A question mark has been raised over the future of the government’s regional divorce centres, which have been widely criticised for delays and inefficiencies.

Sir Andrew McFarlane, president of the Family Division, said last week that the 11 centres ‘are being phased out during the current 12-month period and replaced by an online system based in the new national Civil and Family Service Centre at Stoke on Trent’. 

Sir Andrew McFarlane

McFarlane: 11 centres are being ‘phased out’

A government spokesperson told the Gazette that jobs will be lost as work is moved to new service centres being opened as part of the £1bn courts reform programme – but that no final decision has been made on the divorce centres. The Ministry of Justice expects the total of full-time equivalent courts staff to fall from 16,000 to 11,300 by the end of the programme. 

Family law group Resolution urged the retention of experienced staff. Vice-chair Juliet Harvey said: ‘It is hoped that longstanding members of court staff with an understanding of the process will be redeployed within the courts and tribunal service. Staff will still be required at local courts to deal with administrative issues and processing paper-based work.’

The Public and Commercial Services (PCS) union, which has 11,000 members in the MoJ, said it recently entered into a dispute over HMCTS’s failure to consult staff about the movement of work into new service centres in Birmingham and Stoke-on-Trent.
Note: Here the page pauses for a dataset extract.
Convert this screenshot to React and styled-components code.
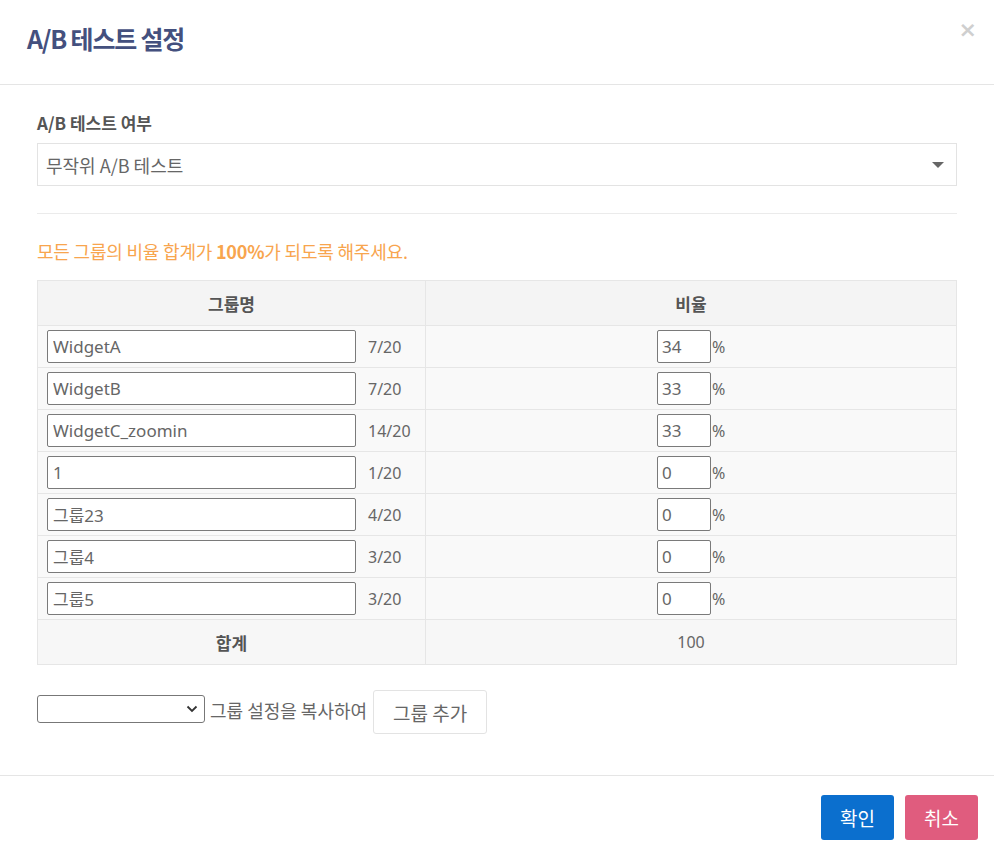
import React from 'react';
import styled, { createGlobalStyle } from 'styled-components';

const GlobalStyle = createGlobalStyle`
  html, body {
    margin: 0;
    padding: 0;
    background: #fff;
  }
  body {
    font-family: "Noto Sans", "Noto Sans CJK KR", sans-serif;
    color: #555;
  }
`;

const groups = [
  { name: 'WidgetA', ratio: 34 },
  { name: 'WidgetB', ratio: 33 },
  { name: 'WidgetC_zoomin', ratio: 33 },
  { name: '1', ratio: 0 },
  { name: '그룹23', ratio: 0 },
  { name: '그룹4', ratio: 0 },
  { name: '그룹5', ratio: 0 },
];

function App() {
  const total = groups.reduce((s, g) => s + g.ratio, 0);
  return (
    <Modal>
      <GlobalStyle />
      <Header>
        <Title>A/B 테스트 설정</Title>
        <Close>×</Close>
      </Header>
      <Body>
        <Label>A/B 테스트 여부</Label>
        <SelectBox>
          <span>무작위 A/B 테스트</span>
          <Caret />
        </SelectBox>
        <Divider />
        <Notice>
          모든 그룹의 비율 합계가 <b>100%</b>가 되도록 해주세요.
        </Notice>
        <Table>
          <thead>
            <tr>
              <Th style={{ width: 387 }}>그룹명</Th>
              <Th>비율</Th>
            </tr>
          </thead>
          <tbody>
            {groups.map((g) => (
              <tr key={g.name}>
                <Td>
                  <NameCell>
                    <NameInput defaultValue={g.name} />
                    <Counter>{g.name.length}/20</Counter>
                  </NameCell>
                </Td>
                <Td>
                  <RatioCell>
                    <RatioInput defaultValue={g.ratio} />
                    <Pct>%</Pct>
                  </RatioCell>
                </Td>
              </tr>
            ))}
            <tr>
              <SumTh>합계</SumTh>
              <SumTd>{total}</SumTd>
            </tr>
          </tbody>
        </Table>
        <CopyRow>
          <SmallSelect>
            <svg width="12" height="8" viewBox="0 0 12 8">
              <path d="M1.5 1.5 L6 6 L10.5 1.5" fill="none" stroke="#333" strokeWidth="1.8" />
            </svg>
          </SmallSelect>
          <CopyText>그룹 설정을 복사하여</CopyText>
          <GhostButton>그룹 추가</GhostButton>
        </CopyRow>
      </Body>
      <Footer>
        <Button $color="#0b6fce">확인</Button>
        <Button $color="#e05c7e">취소</Button>
      </Footer>
    </Modal>
  );
}

const Modal = styled.div`
  width: 994px;
  height: 857px;
  background: #fff;
  display: flex;
  flex-direction: column;
`;

const Header = styled.div`
  height: 85px;
  border-bottom: 1px solid #e5e5e5;
  display: flex;
  justify-content: space-between;
  align-items: flex-start;
  padding: 0 17px 0 27px;
  box-sizing: border-box;
`;

const Title = styled.h1`
  margin: 20px 0 0;
  font-family: "Noto Sans CJK KR", sans-serif;
  font-size: 25px;
  font-weight: 700;
  letter-spacing: -1.2px;
  color: #44507e;
`;

const Close = styled.span`
  margin-top: 17px;
  font-family: "DejaVu Sans", sans-serif;
  font-size: 22px;
  font-weight: 700;
  color: #cfcfcf;
`;

const Body = styled.div`
  padding: 25px 37px 0;
  flex: 1;
`;

const Label = styled.div`
  font-family: "Noto Sans CJK KR", sans-serif;
  font-size: 17px;
  font-weight: 700;
  color: #555;
  line-height: 26px;
`;

const SelectBox = styled.div`
  margin-top: 7px;
  height: 43px;
  box-sizing: border-box;
  border: 1px solid #e3e3e3;
  display: flex;
  align-items: center;
  justify-content: space-between;
  padding: 0 12px 0 8px;
  font-family: "Noto Sans CJK KR", sans-serif;
  font-size: 18px;
  color: #666;
`;

const Caret = styled.span`
  width: 0;
  height: 0;
  border-left: 6px solid transparent;
  border-right: 6px solid transparent;
  border-top: 6px solid #666;
`;

const Divider = styled.hr`
  margin: 27px 0 0;
  border: 0;
  border-top: 1px solid #ebebeb;
`;

const Notice = styled.p`
  margin: 21px 0 0;
  font-family: "Noto Sans CJK KR", sans-serif;
  font-size: 18px;
  line-height: 32px;
  color: #f8a54e;
  letter-spacing: -0.2px;

  b {
    font-weight: 700;
  }
`;

const Table = styled.table`
  margin-top: 13px;
  width: 920px;
  border-collapse: collapse;
  border: 1px solid #e6e6e6;
  font-family: "Noto Sans CJK KR", sans-serif;
  font-size: 17px;
`;

const Th = styled.th`
  height: 44px;
  padding: 0;
  background: #f4f4f4;
  border: 1px solid #e6e6e6;
  font-weight: 700;
  color: #555;
`;

const Td = styled.td`
  height: 41px;
  padding: 0;
  background: #f9f9f9;
  border: 1px solid #e6e6e6;
`;

const SumTh = styled(Th)`
  background: #f7f7f7;
`;

const SumTd = styled.td`
  height: 44px;
  padding: 0;
  background: #f7f7f7;
  border: 1px solid #e6e6e6;
  text-align: center;
  color: #666;
  font-family: "Noto Sans", sans-serif;
  font-size: 16px;
`;

const NameCell = styled.div`
  display: flex;
  align-items: center;
  padding-left: 9px;
`;

const fieldBase = `
  box-sizing: border-box;
  height: 33px;
  border: 1px solid #7a7a7a;
  border-radius: 2px;
  background: #fff;
  font-family: "Noto Sans", "Noto Sans CJK KR", sans-serif;
  font-size: 17px;
  color: #666;
  padding: 0 5px;
  outline: none;
`;

const NameInput = styled.input`
  ${fieldBase}
  width: 309px;
`;

const Counter = styled.span`
  margin-left: 12px;
  color: #666;
  font-family: "Noto Sans", sans-serif;
  font-size: 16px;
`;

const RatioCell = styled.div`
  display: flex;
  align-items: center;
  justify-content: center;
  padding-left: 1px;
`;

const RatioInput = styled.input`
  ${fieldBase}
  width: 54px;
  padding: 0 4px;
`;

const Pct = styled.span`
  margin-left: 1px;
  color: #666;
  font-family: "Noto Sans", sans-serif;
  font-size: 16px;
  width: 14px;
`;

const CopyRow = styled.div`
  margin-top: 25px;
  display: flex;
  align-items: center;
  gap: 5px;
`;

const SmallSelect = styled.div`
  width: 168px;
  height: 28px;
  margin-bottom: 6px;
  box-sizing: border-box;
  border: 1px solid #777;
  border-radius: 3px;
  display: flex;
  align-items: center;
  justify-content: flex-end;
  padding-right: 6px;
`;

const CopyText = styled.span`
  font-family: "Noto Sans CJK KR", sans-serif;
  font-size: 18px;
  color: #666;
  letter-spacing: 0;
  margin-bottom: 4px;
`;

const GhostButton = styled.button`
  height: 44px;
  width: 114px;
  margin-left: 1px;
  border: 1px solid #e3e3e3;
  border-radius: 3px;
  background: #fff;
  font-family: "Noto Sans CJK KR", sans-serif;
  font-size: 19px;
  color: #666;
`;

const Footer = styled.div`
  height: 82px;
  border-top: 1px solid #e5e5e5;
  display: flex;
  justify-content: flex-end;
  align-items: flex-start;
  gap: 11px;
  padding: 19px 16px 0 0;
  box-sizing: border-box;
`;

const Button = styled.button`
  width: 73px;
  height: 45px;
  border: 0;
  border-radius: 3px;
  background: ${(p) => p.$color};
  color: #fff;
  font-family: "Noto Sans CJK KR", sans-serif;
  font-size: 19px;
`;

export default App;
In evidence to the Commons Justice Select Committee’s inquiry into the courts and tribunal reforms, PCS said: ‘Our concerns included HMCTS management advertising for roles without the necessary redundancy avoidance measures having been agreed, and staff being required to make a decision on their future before they were clear on all the options available to them.’

Earlier this year, McFarlane told Resolution’s conference that the 11 divorce centres ‘have not worked well’. Days later his predecessor, Sir James Munby, said in a family court judgment that the centres had become ‘bywords for delay and inefficiency, essentially because HMCTS has been unable or unwilling to furnish them with adequate numbers of staff and judges’.